• _Task to carry out_
Restate, exactly and without pictures, the lines from the start of the listing below through the line holding "const fields = ['Titel', 'E-postadress', 'Telefon'];".

--- Begin Source excerpt ---

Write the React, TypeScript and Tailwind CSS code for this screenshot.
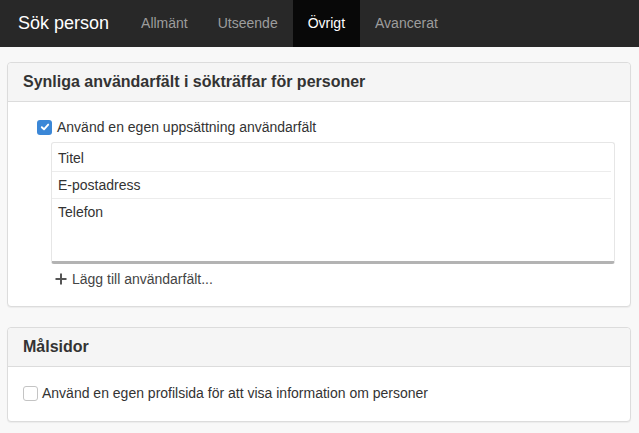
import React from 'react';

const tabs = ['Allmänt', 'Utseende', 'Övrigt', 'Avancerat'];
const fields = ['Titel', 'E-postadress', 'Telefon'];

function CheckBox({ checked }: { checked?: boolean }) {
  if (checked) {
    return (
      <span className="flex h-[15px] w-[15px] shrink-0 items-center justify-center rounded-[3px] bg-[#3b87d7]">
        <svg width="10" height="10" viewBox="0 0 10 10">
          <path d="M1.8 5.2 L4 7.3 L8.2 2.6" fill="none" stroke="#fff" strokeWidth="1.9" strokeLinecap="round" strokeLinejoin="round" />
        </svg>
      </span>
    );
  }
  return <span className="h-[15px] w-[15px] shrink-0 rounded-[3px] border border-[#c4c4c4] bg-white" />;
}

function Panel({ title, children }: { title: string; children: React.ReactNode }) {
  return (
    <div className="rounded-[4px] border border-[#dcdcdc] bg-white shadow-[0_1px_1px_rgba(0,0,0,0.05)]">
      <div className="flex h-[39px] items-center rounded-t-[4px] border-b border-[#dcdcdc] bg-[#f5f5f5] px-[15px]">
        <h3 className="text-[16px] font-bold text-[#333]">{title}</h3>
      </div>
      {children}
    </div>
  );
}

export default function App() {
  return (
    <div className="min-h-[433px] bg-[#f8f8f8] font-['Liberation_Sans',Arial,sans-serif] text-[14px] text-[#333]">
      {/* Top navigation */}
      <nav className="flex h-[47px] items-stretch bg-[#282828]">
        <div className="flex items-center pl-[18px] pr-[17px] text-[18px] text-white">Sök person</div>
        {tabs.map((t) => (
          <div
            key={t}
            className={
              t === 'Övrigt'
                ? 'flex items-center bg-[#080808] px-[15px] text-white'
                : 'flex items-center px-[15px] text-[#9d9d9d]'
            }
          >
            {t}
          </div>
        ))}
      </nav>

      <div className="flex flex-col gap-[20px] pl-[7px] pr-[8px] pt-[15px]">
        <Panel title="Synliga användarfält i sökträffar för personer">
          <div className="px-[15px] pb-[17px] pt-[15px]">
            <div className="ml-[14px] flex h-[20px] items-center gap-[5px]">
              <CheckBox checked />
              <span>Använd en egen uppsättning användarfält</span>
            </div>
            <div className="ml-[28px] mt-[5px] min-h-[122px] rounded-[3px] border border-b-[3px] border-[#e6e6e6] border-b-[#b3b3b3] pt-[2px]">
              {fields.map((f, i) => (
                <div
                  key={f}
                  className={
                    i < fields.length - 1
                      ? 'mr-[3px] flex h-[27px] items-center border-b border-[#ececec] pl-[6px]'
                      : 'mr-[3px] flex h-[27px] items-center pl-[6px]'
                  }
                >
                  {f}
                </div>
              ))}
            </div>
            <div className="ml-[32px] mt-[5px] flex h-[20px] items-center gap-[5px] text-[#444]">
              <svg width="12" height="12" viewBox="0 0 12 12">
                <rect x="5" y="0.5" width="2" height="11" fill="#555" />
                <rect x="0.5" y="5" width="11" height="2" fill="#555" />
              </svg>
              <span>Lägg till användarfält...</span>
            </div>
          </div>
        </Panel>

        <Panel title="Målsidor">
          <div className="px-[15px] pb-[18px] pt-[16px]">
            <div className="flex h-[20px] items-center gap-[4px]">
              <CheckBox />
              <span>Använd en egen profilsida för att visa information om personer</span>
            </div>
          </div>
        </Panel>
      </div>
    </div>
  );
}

--- End Source excerpt ---

• _The output_
Write the React, TypeScript and Tailwind CSS code for this screenshot.
import React from 'react';

const tabs = ['Allmänt', 'Utseende', 'Övrigt', 'Avancerat'];
const fields = ['Titel', 'E-postadress', 'Telefon'];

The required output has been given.